→ WORK TO BE COMPLETED
From the listing below, pull each line that includes "React".

* start COLLECTED DATA *

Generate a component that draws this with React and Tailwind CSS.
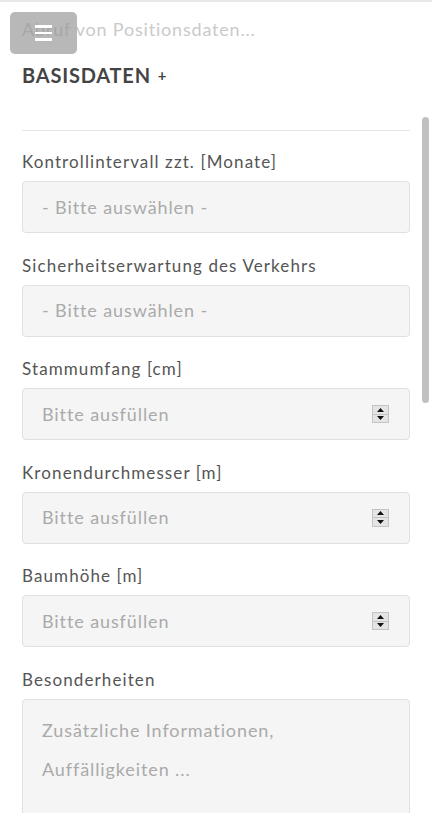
import React from "react";

function Label({ children }) {
  return (
    <div className="text-[17px] leading-[24px] text-[#555555] tracking-[1.1px]">{children}</div>
  );
}

function Spinner() {
  return (
    <div className="flex h-[18px] w-[17px] flex-col border border-[#c4c4c4] bg-[#e4e4e4]">
      <div className="flex flex-1 items-center justify-center border-b border-[#c4c4c4]">
        <svg width="7" height="4" viewBox="0 0 7 4"><path d="M0 4 L3.5 0 L7 4 Z" fill="#111" /></svg>
      </div>
      <div className="flex flex-1 items-center justify-center">
        <svg width="7" height="4" viewBox="0 0 7 4"><path d="M0 0 L3.5 4 L7 0 Z" fill="#111" /></svg>
      </div>
    </div>
  );
}

function Box({ children, spinner }) {
  return (
    <div className="mt-[7px] flex h-[52px] items-center justify-between rounded-[4px] border border-[#e0e0e0] bg-[#f5f5f5] pl-[19px] pr-[20px] text-[18px] tracking-[0.9px] text-[#aaaaaa]">
      <span>{children}</span>
      {spinner && <Spinner />}
    </div>
  );
}

function Field({ label, value, spinner, first }) {
  return (
    <div className={first ? "mt-[19px]" : "mt-[20.5px]"}>
      <Label>{label}</Label>
      <Box spinner={spinner}>{value}</Box>
    </div>
  );
}

export default function App() {
  return (
    <div
      className="relative h-[813px] w-[432px] overflow-hidden border-t-2 border-[#e8e8e8] bg-white"
      style={{ fontFamily: "Lato, 'Open Sans', sans-serif" }}
    >
      <div className="px-[22px]">
        <p className="pt-[16px] text-[18px] leading-[22px] tracking-[0.8px] text-[#cacaca]">Abruf von Positionsdaten...</p>
        <h2 className="mt-[23px] flex items-center gap-[7px] text-[20px] font-bold leading-[24px] tracking-[0.8px] text-[#444444]">
          BASISDATEN <span className="text-[15px] font-bold">+</span>
        </h2>
        <div className="mt-[43px] h-px bg-[#e4e4e4]" />
        <Field first label="Kontrollintervall zzt. [Monate]" value="- Bitte auswählen -" />
        <Field label="Sicherheitserwartung des Verkehrs" value="- Bitte auswählen -" />
        <Field label="Stammumfang [cm]" value="Bitte ausfüllen" spinner />
        <Field label="Kronendurchmesser [m]" value="Bitte ausfüllen" spinner />
        <Field label="Baumhöhe [m]" value="Bitte ausfüllen" spinner />
        <div className="mt-[20.5px]">
          <Label>Besonderheiten</Label>
          <div className="mt-[7px] h-[160px] rounded-[4px] border border-[#e0e0e0] bg-[#f5f5f5] px-[19px] pt-[11px] text-[18px] leading-[39px] tracking-[0.9px] text-[#aaaaaa]">
            Zusätzliche Informationen,
            <br />
            Auffälligkeiten ...
          </div>
        </div>
      </div>

      <button className="absolute left-[10px] top-[10px] flex h-[42px] w-[67px] flex-col items-center justify-center gap-[4px] rounded-[5px] bg-[rgba(150,150,150,0.68)]">
        <span className="block h-[2.5px] w-[17px] bg-white" />
        <span className="block h-[2.5px] w-[17px] bg-white" />
        <span className="block h-[2.5px] w-[17px] bg-white" />
      </button>

      <div className="absolute right-[3px] top-[115px] h-[286px] w-[7px] rounded-full bg-[#c1c1c1]" />
    </div>
  );
}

* end COLLECTED DATA *

→ PROBLEM SOLUTION
Generate a component that draws this with React and Tailwind CSS.
import React from "react";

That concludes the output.